10 back-to-school projects for young citizen scientists
By John Ohab September 13th, 2011 at 12:09 pm | Comment 1
World Water Monitoring Day is one of many citizen science projects for primary and secondary school students.
As summer comes to a close, a young person’s fancy may turn to fretting at the thought of being cooped up in a classroom. But for fans of science and nature—and by that we mean kids who like to watch clouds, hunt mushrooms, prowl around graveyards, and check out what gets squashed on the side of the road—fall need not signal the end of fun.
To keep young minds entertained as well as enlightened, we recommend the following 10 back-to-school projects for student citizen scientists. Teachers and parents, please note: Many of these programs provide materials around which you can build lessons. And there are lots more where these came from. Visit our Project Finder for a full list of citizen science projects for primary and secondary school students.
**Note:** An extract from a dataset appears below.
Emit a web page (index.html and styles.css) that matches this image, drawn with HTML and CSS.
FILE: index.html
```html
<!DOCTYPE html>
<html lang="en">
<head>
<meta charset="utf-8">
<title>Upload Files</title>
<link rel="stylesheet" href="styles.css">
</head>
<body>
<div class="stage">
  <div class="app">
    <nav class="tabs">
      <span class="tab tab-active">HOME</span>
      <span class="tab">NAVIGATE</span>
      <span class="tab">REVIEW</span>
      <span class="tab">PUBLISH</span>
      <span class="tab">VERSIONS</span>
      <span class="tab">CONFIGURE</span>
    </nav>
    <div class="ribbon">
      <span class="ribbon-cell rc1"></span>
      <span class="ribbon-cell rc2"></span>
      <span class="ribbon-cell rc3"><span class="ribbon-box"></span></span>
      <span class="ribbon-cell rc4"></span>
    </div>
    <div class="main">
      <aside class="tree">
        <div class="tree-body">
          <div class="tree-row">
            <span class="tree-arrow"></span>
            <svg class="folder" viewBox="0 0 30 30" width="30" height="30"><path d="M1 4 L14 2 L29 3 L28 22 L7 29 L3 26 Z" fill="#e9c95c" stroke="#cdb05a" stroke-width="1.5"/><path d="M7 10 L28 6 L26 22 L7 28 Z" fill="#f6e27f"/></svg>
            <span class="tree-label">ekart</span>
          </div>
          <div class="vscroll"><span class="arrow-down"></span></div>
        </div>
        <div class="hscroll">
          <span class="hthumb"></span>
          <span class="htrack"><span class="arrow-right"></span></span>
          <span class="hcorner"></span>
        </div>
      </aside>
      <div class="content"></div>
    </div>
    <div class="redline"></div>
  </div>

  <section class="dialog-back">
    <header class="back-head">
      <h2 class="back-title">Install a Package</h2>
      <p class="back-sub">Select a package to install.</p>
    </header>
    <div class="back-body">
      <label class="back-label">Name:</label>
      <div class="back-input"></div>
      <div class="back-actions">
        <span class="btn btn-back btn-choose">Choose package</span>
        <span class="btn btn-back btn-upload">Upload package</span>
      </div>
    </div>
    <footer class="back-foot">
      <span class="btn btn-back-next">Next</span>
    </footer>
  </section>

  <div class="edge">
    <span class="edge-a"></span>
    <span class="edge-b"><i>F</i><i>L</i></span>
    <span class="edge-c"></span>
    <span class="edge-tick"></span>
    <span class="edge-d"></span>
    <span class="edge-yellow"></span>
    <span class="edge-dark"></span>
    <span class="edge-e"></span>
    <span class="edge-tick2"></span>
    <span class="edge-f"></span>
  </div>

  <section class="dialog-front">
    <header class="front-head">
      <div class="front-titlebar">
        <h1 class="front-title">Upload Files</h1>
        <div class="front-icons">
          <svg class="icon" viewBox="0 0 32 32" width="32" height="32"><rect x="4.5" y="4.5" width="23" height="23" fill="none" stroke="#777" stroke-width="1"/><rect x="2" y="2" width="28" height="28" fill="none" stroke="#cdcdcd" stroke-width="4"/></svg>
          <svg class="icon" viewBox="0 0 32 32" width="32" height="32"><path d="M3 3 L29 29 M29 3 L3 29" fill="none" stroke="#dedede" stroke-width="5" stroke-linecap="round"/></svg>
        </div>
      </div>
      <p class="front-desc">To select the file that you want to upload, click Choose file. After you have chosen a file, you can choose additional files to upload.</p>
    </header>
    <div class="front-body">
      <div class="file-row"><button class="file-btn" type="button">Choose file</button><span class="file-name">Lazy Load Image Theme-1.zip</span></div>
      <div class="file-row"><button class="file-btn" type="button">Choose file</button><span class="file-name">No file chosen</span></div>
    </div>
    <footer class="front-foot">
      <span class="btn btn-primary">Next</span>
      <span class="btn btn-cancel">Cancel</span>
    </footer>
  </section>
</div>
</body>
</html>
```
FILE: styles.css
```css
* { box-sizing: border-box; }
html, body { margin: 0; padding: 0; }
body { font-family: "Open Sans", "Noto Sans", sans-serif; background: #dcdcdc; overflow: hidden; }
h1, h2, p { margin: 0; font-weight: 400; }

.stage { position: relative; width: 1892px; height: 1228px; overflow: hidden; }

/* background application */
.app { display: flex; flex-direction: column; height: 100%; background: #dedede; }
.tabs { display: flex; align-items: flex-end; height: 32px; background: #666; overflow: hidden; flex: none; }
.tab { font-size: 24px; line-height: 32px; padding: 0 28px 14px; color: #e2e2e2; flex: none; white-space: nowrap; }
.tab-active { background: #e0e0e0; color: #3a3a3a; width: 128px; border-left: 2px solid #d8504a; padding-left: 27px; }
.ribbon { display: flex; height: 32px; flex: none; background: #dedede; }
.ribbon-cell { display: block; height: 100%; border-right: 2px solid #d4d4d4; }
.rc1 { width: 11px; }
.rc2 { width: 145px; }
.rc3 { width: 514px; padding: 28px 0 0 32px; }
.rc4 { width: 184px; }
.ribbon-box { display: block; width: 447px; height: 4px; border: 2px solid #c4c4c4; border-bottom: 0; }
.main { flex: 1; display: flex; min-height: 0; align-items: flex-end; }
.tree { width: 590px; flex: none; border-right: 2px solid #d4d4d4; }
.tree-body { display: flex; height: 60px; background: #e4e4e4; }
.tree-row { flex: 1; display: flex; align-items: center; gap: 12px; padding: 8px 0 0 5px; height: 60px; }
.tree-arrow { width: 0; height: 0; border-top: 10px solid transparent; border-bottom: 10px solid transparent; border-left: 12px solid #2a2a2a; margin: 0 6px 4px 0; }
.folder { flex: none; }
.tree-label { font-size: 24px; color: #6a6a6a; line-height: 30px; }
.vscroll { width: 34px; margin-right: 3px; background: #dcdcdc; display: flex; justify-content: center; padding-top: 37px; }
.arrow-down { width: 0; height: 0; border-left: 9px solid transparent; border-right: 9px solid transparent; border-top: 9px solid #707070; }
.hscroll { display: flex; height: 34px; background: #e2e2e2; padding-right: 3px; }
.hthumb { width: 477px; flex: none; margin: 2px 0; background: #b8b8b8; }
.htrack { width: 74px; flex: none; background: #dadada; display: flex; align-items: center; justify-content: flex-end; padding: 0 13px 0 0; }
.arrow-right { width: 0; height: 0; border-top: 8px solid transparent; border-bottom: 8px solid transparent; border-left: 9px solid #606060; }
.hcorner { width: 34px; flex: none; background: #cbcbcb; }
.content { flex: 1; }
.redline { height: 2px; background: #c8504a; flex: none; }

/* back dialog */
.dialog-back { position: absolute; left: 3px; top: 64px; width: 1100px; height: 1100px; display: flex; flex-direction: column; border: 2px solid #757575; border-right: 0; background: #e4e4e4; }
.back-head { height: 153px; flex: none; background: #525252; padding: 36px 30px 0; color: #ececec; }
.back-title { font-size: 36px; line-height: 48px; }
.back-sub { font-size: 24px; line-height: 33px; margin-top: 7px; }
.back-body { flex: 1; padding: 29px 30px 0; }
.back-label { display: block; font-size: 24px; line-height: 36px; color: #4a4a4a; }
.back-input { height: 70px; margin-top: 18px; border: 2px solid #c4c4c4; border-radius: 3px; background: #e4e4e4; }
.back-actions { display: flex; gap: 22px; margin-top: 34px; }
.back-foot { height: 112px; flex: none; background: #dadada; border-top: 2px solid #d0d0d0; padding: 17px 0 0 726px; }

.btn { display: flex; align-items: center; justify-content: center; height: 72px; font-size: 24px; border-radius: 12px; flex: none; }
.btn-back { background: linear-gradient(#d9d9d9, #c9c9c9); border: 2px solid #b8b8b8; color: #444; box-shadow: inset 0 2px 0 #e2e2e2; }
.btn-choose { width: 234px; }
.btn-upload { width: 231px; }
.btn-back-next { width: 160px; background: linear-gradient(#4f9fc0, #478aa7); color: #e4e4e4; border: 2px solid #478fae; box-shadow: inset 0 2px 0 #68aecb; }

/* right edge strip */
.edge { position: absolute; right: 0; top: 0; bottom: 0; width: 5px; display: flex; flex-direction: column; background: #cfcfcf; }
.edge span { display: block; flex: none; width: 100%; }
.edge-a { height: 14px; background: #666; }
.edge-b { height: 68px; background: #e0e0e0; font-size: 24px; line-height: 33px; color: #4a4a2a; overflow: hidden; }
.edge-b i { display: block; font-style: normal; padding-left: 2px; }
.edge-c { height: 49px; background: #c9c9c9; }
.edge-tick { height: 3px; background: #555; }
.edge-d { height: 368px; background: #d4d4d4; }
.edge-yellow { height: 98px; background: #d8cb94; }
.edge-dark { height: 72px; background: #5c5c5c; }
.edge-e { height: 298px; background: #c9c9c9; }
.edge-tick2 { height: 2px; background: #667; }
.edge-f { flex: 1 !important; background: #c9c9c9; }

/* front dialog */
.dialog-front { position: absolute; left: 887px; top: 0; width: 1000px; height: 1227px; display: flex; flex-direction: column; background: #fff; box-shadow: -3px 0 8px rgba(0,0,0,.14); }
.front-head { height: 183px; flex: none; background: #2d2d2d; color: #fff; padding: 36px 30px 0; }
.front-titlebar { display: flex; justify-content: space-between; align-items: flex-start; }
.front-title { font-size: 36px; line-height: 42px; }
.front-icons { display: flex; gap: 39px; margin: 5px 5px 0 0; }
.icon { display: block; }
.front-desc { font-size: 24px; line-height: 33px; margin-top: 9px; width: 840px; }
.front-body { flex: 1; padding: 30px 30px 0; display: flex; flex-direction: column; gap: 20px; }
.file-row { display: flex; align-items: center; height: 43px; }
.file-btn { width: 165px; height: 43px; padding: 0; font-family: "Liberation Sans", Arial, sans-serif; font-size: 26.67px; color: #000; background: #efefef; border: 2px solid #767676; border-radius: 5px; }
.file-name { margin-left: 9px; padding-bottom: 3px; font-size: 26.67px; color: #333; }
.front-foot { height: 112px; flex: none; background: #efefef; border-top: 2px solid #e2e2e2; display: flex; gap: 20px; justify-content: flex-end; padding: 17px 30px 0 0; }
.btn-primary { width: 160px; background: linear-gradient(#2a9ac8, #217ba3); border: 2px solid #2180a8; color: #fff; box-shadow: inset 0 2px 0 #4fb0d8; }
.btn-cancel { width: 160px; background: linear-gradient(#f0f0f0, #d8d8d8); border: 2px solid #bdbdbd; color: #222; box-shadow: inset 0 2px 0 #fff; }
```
World Water Monitoring Day: World Water Monitoring Day is an international program that encourages citizen volunteers to monitor their local water bodies. An easy-to-use test kit enables everyone from children to adults to sample local water bodies for basic water quality parameters: temperature, acidity (pH), clarity (turbidity), and dissolved oxygen. Though World Water Monitoring Day is officially celebrated on September 18, the monitoring window is extended to cover the period from March 22 (World Water Day) until December 31. Check out what one of our members said about the project.
School of Ants: Join North Carolina State University researchers in a citizen-scientist driven study of the ants that live in urban areas, particularly around homes and schools. Collection kits are available to anyone interested in participating. Teachers, students, parents, kids, junior-scientists, senior citizens and enthusiasts of all stripes are involved in collecting ants in schoolyards and backyards using a standardized protocol so that project coordinators can make detailed maps of the wildlife that lives just outside their doorsteps.
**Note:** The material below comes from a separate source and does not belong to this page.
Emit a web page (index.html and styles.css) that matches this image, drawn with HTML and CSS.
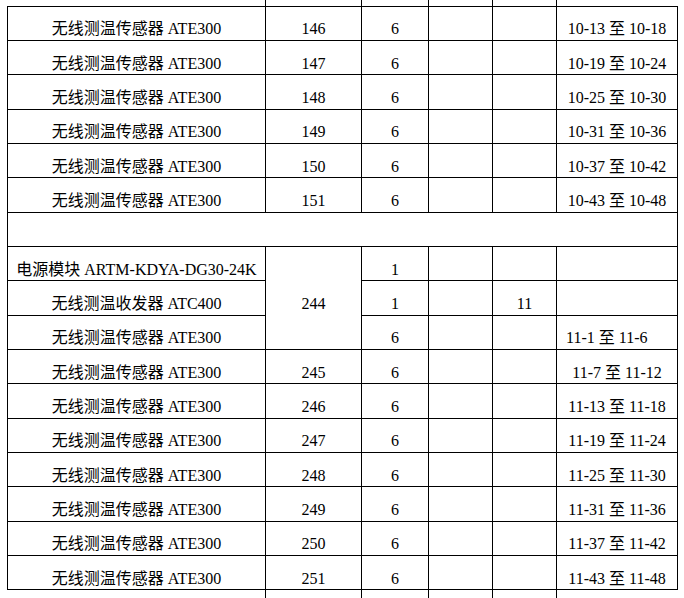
FILE: index.html
```html
<!DOCTYPE html>
<html lang="zh-CN">
<head>
<meta charset="utf-8">
<title>设备清单</title>
<link rel="stylesheet" href="styles.css">
</head>
<body>
<table class="sheet">
  <colgroup>
    <col class="c-name"><col class="c-no"><col class="c-qty"><col class="c-a"><col class="c-b"><col class="c-range">
  </colgroup>
  <tbody>
    <tr class="stub stub-top"><td></td><td></td><td></td><td></td><td></td><td></td></tr>
    <tr><td>无线测温传感器 ATE300</td><td>146</td><td>6</td><td></td><td></td><td>10-13 至 10-18</td></tr>
    <tr><td>无线测温传感器 ATE300</td><td>147</td><td>6</td><td></td><td></td><td>10-19 至 10-24</td></tr>
    <tr><td>无线测温传感器 ATE300</td><td>148</td><td>6</td><td></td><td></td><td>10-25 至 10-30</td></tr>
    <tr><td>无线测温传感器 ATE300</td><td>149</td><td>6</td><td></td><td></td><td>10-31 至 10-36</td></tr>
    <tr><td>无线测温传感器 ATE300</td><td>150</td><td>6</td><td></td><td></td><td>10-37 至 10-42</td></tr>
    <tr><td>无线测温传感器 ATE300</td><td>151</td><td>6</td><td></td><td></td><td>10-43 至 10-48</td></tr>
    <tr class="blank"><td colspan="6"></td></tr>
    <tr><td>电源模块 ARTM-KDYA-DG30-24K</td><td rowspan="3">244</td><td>1</td><td></td><td></td><td></td></tr>
    <tr><td>无线测温收发器 ATC400</td><td>1</td><td></td><td>11</td><td></td></tr>
    <tr><td>无线测温传感器 ATE300</td><td>6</td><td></td><td></td><td class="left">11-1 至 11-6</td></tr>
    <tr><td>无线测温传感器 ATE300</td><td>245</td><td>6</td><td></td><td></td><td>11-7 至 11-12</td></tr>
    <tr><td>无线测温传感器 ATE300</td><td>246</td><td>6</td><td></td><td></td><td>11-13 至 11-18</td></tr>
    <tr><td>无线测温传感器 ATE300</td><td>247</td><td>6</td><td></td><td></td><td>11-19 至 11-24</td></tr>
    <tr><td>无线测温传感器 ATE300</td><td>248</td><td>6</td><td></td><td></td><td>11-25 至 11-30</td></tr>
    <tr><td>无线测温传感器 ATE300</td><td>249</td><td>6</td><td></td><td></td><td>11-31 至 11-36</td></tr>
    <tr><td>无线测温传感器 ATE300</td><td>250</td><td>6</td><td></td><td></td><td>11-37 至 11-42</td></tr>
    <tr><td>无线测温传感器 ATE300</td><td>251</td><td>6</td><td></td><td></td><td>11-43 至 11-48</td></tr>
    <tr class="stub stub-bottom"><td></td><td></td><td></td><td></td><td></td><td></td></tr>
  </tbody>
</table>
</body>
</html>
```

FILE: styles.css
```css
html, body {
  margin: 0;
  padding: 0;
  background: #fff;
}

body {
  font-family: "Liberation Serif", "Noto Sans CJK SC", serif;
  font-size: 16px;
  color: #000;
}

.sheet {
  margin-left: 7px;
  width: 670px;
  table-layout: fixed;
  border-collapse: collapse;
}

.c-name { width: 258px; }
.c-no { width: 96px; }
.c-qty { width: 67px; }
.c-a { width: 64px; }
.c-b { width: 64px; }
.c-range { width: 121px; }

.sheet td {
  border: 1px solid #000;
  height: 34.35px;
  box-sizing: border-box;
  padding: 12px 0 0 0;
  line-height: 20px;
  text-align: center;
  vertical-align: middle;
  white-space: nowrap;
  overflow: hidden;
}

.sheet td.left {
  text-align: left;
  padding-left: 9px;
}

.sheet tr.stub td {
  padding: 0;
  line-height: 0;
  font-size: 0;
  border-top: none;
  border-bottom: none;
}

.sheet tr.stub td:first-child { border-left: none; }
.sheet tr.stub td:last-child { border-right: none; }

.sheet tr.stub-top td { height: 6px; }
.sheet tr.stub-bottom td { height: 8px; }
```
The Albedo Project: Wherever you are – anywhere in the world – on September 23th, contribute to science by taking a photo of a blank white piece of paper, outside in the sun, between 4:00 and 7:00 pm local time. Your photo will used to to help students measure how much of the sun’s energy is reflected back from the Earth — our planet’s “albedo.” It’s one way scientists can monitor how much energy – and heat – is being absorbed by our planet.
Students’ Cloud Observations On-Line (S’COOL): Report your observations of clouds—their shapes, height, coverage, and related conditions—so that NASA scientists can compare them with data from weather satellites passing over your area. Tutorials and observing guides are available for students. For teachers, the program provides lesson plans, charts, and advice on related educational standards.
Physics Songs: Physics Songs aims to be the world’s premier website devoted to collecting and organizing all songs about physics. It is managed by Walter F. Smith, Professor of Physics at Haverford College. Songs about physics can help students to remember critical concepts and formulas, but perhaps more importantly they communicate the lesson that physics can be fun.